Но несмотря на такую категоричность, Афанасий всё-таки допускает одну оговорку:

«Есть кроме них и другие книги, не введенные в канон, но назначенные отцами для чтения нововступающим и желающим огласиться словом благочестия».

Афанасий явно отличает эти книги от подложных, которые он называет «апокрифическими». В то же время он не говорит, что назначенные для чтения книги небогодухновенны, но признает, что они содержат «слово благочестия» – им должны внимать новоприходящие так же, как и писаниям, включенным в канон. Среди них Афанасий называет «так именуемое учение Апостолов (по-видимому, «Дидахе») и «Пастырь» Ермы. Это правило интересно тем, что оно служит отголоском утраченной традиции разделять источник откровения на эзотерическую и экзотерическую части. Разница лишь в том, что Евангелия, первоначально предназначавшиеся к оглашению и назидательному чтению, теперь заняли место эзотерических писаний.

В 24-х томах сочинений Иоанна, архиепископа Константинополя («Златоуста») из 11 тысяч ссылок на Новый Завет совершенно отсутствуют ссылки на Послания Иуды, 2 Петра, 2 и 3 Иоанна и Апокалипсис Иоанна. Характерно, что Иоанн во всех своих беседах о последних временах и Антихристе никогда не ссылается на Откровение Иоанна.

Апокалипсис Иоанна напрочь отрицался также Кириллом, архиепископом Иерусалимским, который в своих «Огласительных поучениях», рассуждая об Антихристе, тоже ни разу не ссылается на эту книгу.

В сочинениях Феодорита Киррского не упоминаются 2 Петра, 2 и 3 Иоанна и Апокалипсис Иоанна. В древне-сирийской Библии «Пешитте» (V в.) мы не находим 2 Петра, 2 и 3 Иоанна, Иуды и тот же Апокалипсис Иоанна.

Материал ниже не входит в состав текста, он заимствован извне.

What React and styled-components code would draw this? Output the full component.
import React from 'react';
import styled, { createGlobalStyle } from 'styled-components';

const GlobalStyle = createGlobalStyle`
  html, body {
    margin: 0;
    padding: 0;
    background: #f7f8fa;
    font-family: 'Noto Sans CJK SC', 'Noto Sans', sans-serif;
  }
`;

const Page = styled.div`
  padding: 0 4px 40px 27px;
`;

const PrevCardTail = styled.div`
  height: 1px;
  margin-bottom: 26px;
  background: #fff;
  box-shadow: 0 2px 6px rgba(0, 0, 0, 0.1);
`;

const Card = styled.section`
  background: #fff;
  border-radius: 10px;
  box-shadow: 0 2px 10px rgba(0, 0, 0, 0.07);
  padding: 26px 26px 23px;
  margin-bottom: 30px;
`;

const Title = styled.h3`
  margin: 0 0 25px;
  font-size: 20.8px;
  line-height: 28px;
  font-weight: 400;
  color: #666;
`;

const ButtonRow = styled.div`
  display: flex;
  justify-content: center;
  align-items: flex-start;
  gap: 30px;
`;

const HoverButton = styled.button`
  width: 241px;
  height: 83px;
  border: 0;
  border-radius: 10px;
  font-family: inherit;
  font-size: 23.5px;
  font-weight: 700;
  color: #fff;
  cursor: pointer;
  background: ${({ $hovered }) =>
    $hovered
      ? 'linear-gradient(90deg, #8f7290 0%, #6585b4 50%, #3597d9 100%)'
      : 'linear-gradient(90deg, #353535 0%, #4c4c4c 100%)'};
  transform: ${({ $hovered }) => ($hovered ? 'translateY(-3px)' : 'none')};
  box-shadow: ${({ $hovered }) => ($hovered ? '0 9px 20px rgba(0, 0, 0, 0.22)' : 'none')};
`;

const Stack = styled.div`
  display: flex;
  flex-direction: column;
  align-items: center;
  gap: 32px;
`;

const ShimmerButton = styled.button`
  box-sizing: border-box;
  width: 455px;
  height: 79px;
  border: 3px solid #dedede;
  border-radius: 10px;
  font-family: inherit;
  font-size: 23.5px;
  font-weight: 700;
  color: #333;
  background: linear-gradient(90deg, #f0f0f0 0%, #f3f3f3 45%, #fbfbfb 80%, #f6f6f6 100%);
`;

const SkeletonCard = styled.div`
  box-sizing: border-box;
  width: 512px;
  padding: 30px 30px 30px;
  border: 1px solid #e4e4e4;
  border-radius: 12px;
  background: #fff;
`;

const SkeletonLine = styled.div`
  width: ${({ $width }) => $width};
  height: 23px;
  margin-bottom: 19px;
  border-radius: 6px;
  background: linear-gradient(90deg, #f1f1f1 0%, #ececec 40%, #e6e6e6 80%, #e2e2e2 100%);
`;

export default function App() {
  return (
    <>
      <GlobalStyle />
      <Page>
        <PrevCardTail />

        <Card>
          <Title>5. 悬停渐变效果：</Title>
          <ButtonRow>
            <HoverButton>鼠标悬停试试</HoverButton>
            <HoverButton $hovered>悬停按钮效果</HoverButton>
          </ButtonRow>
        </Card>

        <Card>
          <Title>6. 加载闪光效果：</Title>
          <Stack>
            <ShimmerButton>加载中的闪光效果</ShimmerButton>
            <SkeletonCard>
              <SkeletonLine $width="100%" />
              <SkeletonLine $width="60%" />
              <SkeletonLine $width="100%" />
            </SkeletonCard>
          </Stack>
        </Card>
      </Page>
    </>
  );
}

Иероним сомневался в авторстве апостола Павла относительно Послания к Евреям, рассуждая так:

«Не так важно, кто его автор, если оно написано церковным деятелем и читается на богослужении в церкви».

Говоря об Иакове, он же пишет:

«Он написал только одно Послание, которое числится среди семи Соборных Посланий, но и про него некоторые думают, что кто-то опубликовал это Послание под именем Иакова, а с течением времени оно приобрело авторитет».

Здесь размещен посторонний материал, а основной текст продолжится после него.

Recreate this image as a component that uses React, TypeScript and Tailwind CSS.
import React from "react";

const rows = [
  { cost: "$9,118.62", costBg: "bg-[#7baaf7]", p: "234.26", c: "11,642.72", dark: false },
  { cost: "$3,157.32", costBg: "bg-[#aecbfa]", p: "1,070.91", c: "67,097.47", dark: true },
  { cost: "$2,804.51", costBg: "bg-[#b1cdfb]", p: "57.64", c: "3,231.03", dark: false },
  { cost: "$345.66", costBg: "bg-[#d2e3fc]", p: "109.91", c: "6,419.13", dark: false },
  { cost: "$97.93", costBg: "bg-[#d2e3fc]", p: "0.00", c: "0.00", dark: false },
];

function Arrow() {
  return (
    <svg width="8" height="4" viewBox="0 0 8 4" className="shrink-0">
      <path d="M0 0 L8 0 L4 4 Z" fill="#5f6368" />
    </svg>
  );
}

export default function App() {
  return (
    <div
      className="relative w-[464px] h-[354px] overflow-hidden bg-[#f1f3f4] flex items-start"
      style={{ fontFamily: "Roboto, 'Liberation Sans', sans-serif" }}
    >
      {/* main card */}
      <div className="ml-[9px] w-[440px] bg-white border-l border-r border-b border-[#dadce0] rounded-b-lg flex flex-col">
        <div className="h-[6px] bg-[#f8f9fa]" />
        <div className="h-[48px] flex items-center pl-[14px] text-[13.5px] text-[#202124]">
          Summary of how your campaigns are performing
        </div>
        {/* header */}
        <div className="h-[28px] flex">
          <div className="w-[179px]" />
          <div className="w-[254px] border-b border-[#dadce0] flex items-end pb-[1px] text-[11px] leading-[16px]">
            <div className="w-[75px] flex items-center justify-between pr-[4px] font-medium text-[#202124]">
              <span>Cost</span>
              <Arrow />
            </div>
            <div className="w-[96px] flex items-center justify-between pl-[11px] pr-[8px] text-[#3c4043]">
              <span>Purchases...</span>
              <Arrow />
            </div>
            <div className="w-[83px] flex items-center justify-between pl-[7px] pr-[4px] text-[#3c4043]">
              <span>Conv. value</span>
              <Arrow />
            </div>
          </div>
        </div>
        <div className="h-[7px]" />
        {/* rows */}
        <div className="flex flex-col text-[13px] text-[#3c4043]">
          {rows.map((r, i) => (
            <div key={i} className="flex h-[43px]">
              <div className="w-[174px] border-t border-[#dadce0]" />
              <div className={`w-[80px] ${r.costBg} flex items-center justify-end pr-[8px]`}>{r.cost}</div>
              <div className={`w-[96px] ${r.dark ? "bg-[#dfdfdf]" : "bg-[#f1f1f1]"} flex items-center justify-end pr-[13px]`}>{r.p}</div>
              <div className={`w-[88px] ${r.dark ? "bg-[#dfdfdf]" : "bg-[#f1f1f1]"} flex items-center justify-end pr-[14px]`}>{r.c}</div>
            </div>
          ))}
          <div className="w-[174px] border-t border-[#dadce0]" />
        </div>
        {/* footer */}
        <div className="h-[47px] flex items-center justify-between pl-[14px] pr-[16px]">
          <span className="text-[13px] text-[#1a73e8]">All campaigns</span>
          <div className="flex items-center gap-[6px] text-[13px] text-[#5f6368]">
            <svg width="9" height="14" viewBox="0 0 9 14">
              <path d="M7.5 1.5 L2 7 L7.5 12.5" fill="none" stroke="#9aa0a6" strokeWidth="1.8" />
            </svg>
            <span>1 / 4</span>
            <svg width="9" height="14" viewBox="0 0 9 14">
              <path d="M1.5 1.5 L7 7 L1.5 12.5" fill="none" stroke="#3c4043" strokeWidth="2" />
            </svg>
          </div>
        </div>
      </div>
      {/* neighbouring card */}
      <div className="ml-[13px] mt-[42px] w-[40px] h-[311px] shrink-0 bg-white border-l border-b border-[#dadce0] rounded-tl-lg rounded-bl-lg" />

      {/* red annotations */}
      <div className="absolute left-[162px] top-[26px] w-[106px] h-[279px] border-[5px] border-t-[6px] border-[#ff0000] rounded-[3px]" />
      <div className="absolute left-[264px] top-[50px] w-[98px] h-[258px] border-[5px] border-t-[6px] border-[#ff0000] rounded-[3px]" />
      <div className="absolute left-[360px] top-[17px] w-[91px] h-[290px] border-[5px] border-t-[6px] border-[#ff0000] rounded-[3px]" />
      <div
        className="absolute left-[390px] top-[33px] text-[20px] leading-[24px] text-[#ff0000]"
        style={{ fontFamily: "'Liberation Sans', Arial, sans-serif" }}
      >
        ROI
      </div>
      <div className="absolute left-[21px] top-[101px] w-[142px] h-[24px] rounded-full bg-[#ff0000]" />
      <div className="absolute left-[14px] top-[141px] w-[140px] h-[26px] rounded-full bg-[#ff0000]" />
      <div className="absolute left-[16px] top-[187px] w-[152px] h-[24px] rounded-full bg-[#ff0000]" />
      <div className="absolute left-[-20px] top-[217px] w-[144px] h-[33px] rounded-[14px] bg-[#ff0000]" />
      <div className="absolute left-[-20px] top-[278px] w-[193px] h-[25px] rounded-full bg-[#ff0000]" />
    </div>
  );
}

Послание Иуды, продолжает Иероним, отвергается очень многими из-за того, что в нем есть ссылка на апокрифическую книгу Еноха.

«И всё же употребленное в течение долгого времени, оно стало авторитетным и числится среди священных книг».

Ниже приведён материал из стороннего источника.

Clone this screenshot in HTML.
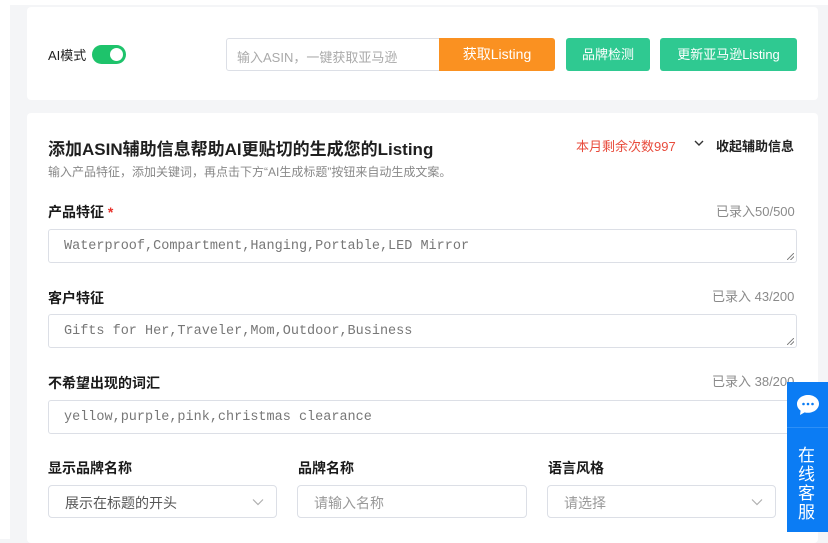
<!DOCTYPE html>
<html><head><meta charset="utf-8"><style>
*{box-sizing:border-box;margin:0;padding:0}
body{width:828px;height:539px;overflow:hidden;background:#f4f5f7;font-family:"Liberation Sans","Noto Sans CJK SC",sans-serif;position:relative;color:#1f1f1f}
.abs{position:absolute}
.card{position:absolute;background:#fff;border-radius:4px}
.lbl{font-size:14px;font-weight:bold;color:#1a1a1a}
.cnt{font-size:13px;color:#8a8a8a}
.ta{position:absolute;left:48px;width:749px;height:34px;border:1px solid #dcdfe6;border-radius:3px;font-family:"Liberation Mono","Noto Sans CJK SC",monospace;font-size:13.5px;color:#777;padding:9px 15px}
.ta:after{content:"";position:absolute;right:2px;bottom:2px;width:7px;height:7px;background:linear-gradient(135deg,transparent 45%,#888 45%,#888 55%,transparent 55%,transparent 70%,#888 70%,#888 80%,transparent 80%)}
.sel{position:absolute;height:33px;border:1px solid #dcdfe6;border-radius:4px;font-size:14px;color:#999;padding:7px 16px}
.btn{position:absolute;top:38px;height:33px;border-radius:3px;color:#fff;font-size:13px;text-align:center;line-height:33px}
</style></head><body>
<div class="abs" style="left:0;top:0;width:828px;height:5px;background:#fff"></div>
<div class="abs" style="left:0;top:0;width:10px;height:539px;background:#fff"></div>
<div class="card" style="left:27px;top:7px;width:791px;height:93px"></div>
<div class="card" style="left:27px;top:113px;width:791px;height:430px"></div>
<div class="abs" style="left:48px;top:45px;font-size:13px">AI模式</div>
<div class="abs" style="left:92px;top:45px;width:34px;height:19px;border-radius:10px;background:#1ec36b"><div class="abs" style="right:3px;top:3px;width:13px;height:13px;border-radius:50%;background:#fff"></div></div>
<div class="abs" style="left:226px;top:38px;width:214px;height:33px;border:1px solid #dcdfe6;border-radius:3px 0 0 3px;font-size:13px;color:#aaa;padding:8px 10px">输入ASIN，一键获取亚马逊</div>
<div class="btn" style="left:439px;width:116px;background:#fa9121;border-radius:0 3px 3px 0;font-size:14px">获取Listing</div>
<div class="btn" style="left:566px;width:84px;background:#2fc991">品牌检测</div>
<div class="btn" style="left:660px;width:137px;background:#2fc991">更新亚马逊Listing</div>
<div class="abs" style="left:48px;top:135px;font-size:17px;font-weight:bold">添加ASIN辅助信息帮助AI更贴切的生成您的Listing</div>
<div class="abs" style="left:48px;top:163px;font-size:12px;color:#888">输入产品特征，添加关键词，再点击下方“AI生成标题”按钮来自动生成文案。</div>
<div class="abs" style="left:576px;top:136px;font-size:13px;color:#e84c3d">本月剩余次数997</div>
<svg class="abs" style="left:693px;top:139px" width="12" height="8" viewBox="0 0 12 8"><path d="M2 2l4 4 4-4" fill="none" stroke="#333" stroke-width="1.4"/></svg>
<div class="abs" style="left:716px;top:136px;font-size:13px;font-weight:bold">收起辅助信息</div>
<div class="abs lbl" style="left:48px;top:202px">产品特征 <span style="color:#e8312a">*</span></div>
<div class="abs cnt" style="left:716px;top:201px">已录入50/500</div>
<div class="ta" style="top:229px">Waterproof,Compartment,Hanging,Portable,LED Mirror</div>
<div class="abs lbl" style="left:48px;top:288px">客户特征</div>
<div class="abs cnt" style="left:712px;top:286px">已录入 43/200</div>
<div class="ta" style="top:314px">Gifts for Her,Traveler,Mom,Outdoor,Business</div>
<div class="abs lbl" style="left:48px;top:373px">不希望出现的词汇</div>
<div class="abs cnt" style="left:712px;top:371px">已录入 38/200</div>
<div class="ta" style="top:400px">yellow,purple,pink,christmas clearance</div>
<div class="abs lbl" style="left:48px;top:458px">显示品牌名称</div>
<div class="abs lbl" style="left:298px;top:458px">品牌名称</div>
<div class="abs lbl" style="left:548px;top:458px">语言风格</div>
<div class="sel" style="left:48px;top:485px;width:229px;color:#555">展示在标题的开头<svg class="abs" style="right:12px;top:12px" width="12" height="8" viewBox="0 0 12 8"><path d="M1 1.5l5 5 5-5" fill="none" stroke="#b0b0b0" stroke-width="1.2"/></svg></div>
<div class="sel" style="left:297px;top:485px;width:230px">请输入名称</div>
<div class="sel" style="left:547px;top:485px;width:229px">请选择<svg class="abs" style="right:12px;top:12px" width="12" height="8" viewBox="0 0 12 8"><path d="M1 1.5l5 5 5-5" fill="none" stroke="#b0b0b0" stroke-width="1.2"/></svg></div>
<div class="abs" style="left:787px;top:382px;width:41px;height:150px;background:#0b7cf4;color:#fff">
<svg class="abs" style="left:9px;top:12px" width="24" height="22" viewBox="0 0 24 22"><path d="M12 1C5.9 1 1 5 1 10c0 2.7 1.4 5 3.6 6.6L4 21l4.6-2.6c1.1.3 2.2.4 3.4.4 6.1 0 11-4 11-9S18.1 1 12 1z" fill="#fff"/><circle cx="7.5" cy="10" r="1.3" fill="#0b7cf4"/><circle cx="12" cy="10" r="1.3" fill="#0b7cf4"/><circle cx="16.5" cy="10" r="1.3" fill="#0b7cf4"/></svg>
<div class="abs" style="left:0;top:45px;width:41px;height:1px;background:#2d8ff6"></div>
<div class="abs" style="left:11px;top:64px;width:20px;font-size:17px;line-height:19px">在线客服</div>
</div>
</body></html>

О 2 и 3 Посланиях Иоанна Иероним пишет, что «их считают сочинением Иоанна пресвитера». О 2 Послании Петра он утверждает, что разница в стиле по отношению к его 1 Посланию объясняется тем, что у апостола были разные секретари.

Из сочинений Иеронима становится понятно, почему некоторые новозаветные писания, которые сейчас бесспорно принимаются, подвергались сомнению в IV в., и на каком основании они всё-таки включены в канон. Основание это покоится отнюдь не на учении о непогрешимости «священных текстов» и не на удостоверении в подлинности автографа. Псевдоэпиграф вполне мог получить статус авторитетного источника, если в таковом качестве он приобрел в церкви практическое применение.

Из приведенных фактов мы видим, что общеобязательный канон Нового Завета в церквях в IV и начале V в. еще не принят! Очень показательно, что сомнению подвергались как раз те книги из нынешнего состава Нового Завета, в отношении которых на основании филологического, лингвистического и текстологического анализа был высказан скепсис современной критической библейской школой, располагающей без сомнения гораздо более внушительным научным арсеналом, чем имели древние ученые предшественники. Но был ли принят канон Нового Завета позже или когда-либо вообще?

Обычно идут ссылки на решение Трулльского Собора VII в. Но в его актах нет правил относительно канона священного Писания. Этот Собор утвердил в числе канонических целый ряд правил, в которых говорится о составе канона Нового Завета – 85-е апостольское правило, 60-е правило Лаодикийского Собора, 33-е Карфагенских, 39-е правило Афанасия Александрийского, правило Григория Назианзина и правило Амфилохия Иконийского. Но эти каноны, как мы знаем, между собой имеют расхождения. Какое именно признавать, оговорено не было.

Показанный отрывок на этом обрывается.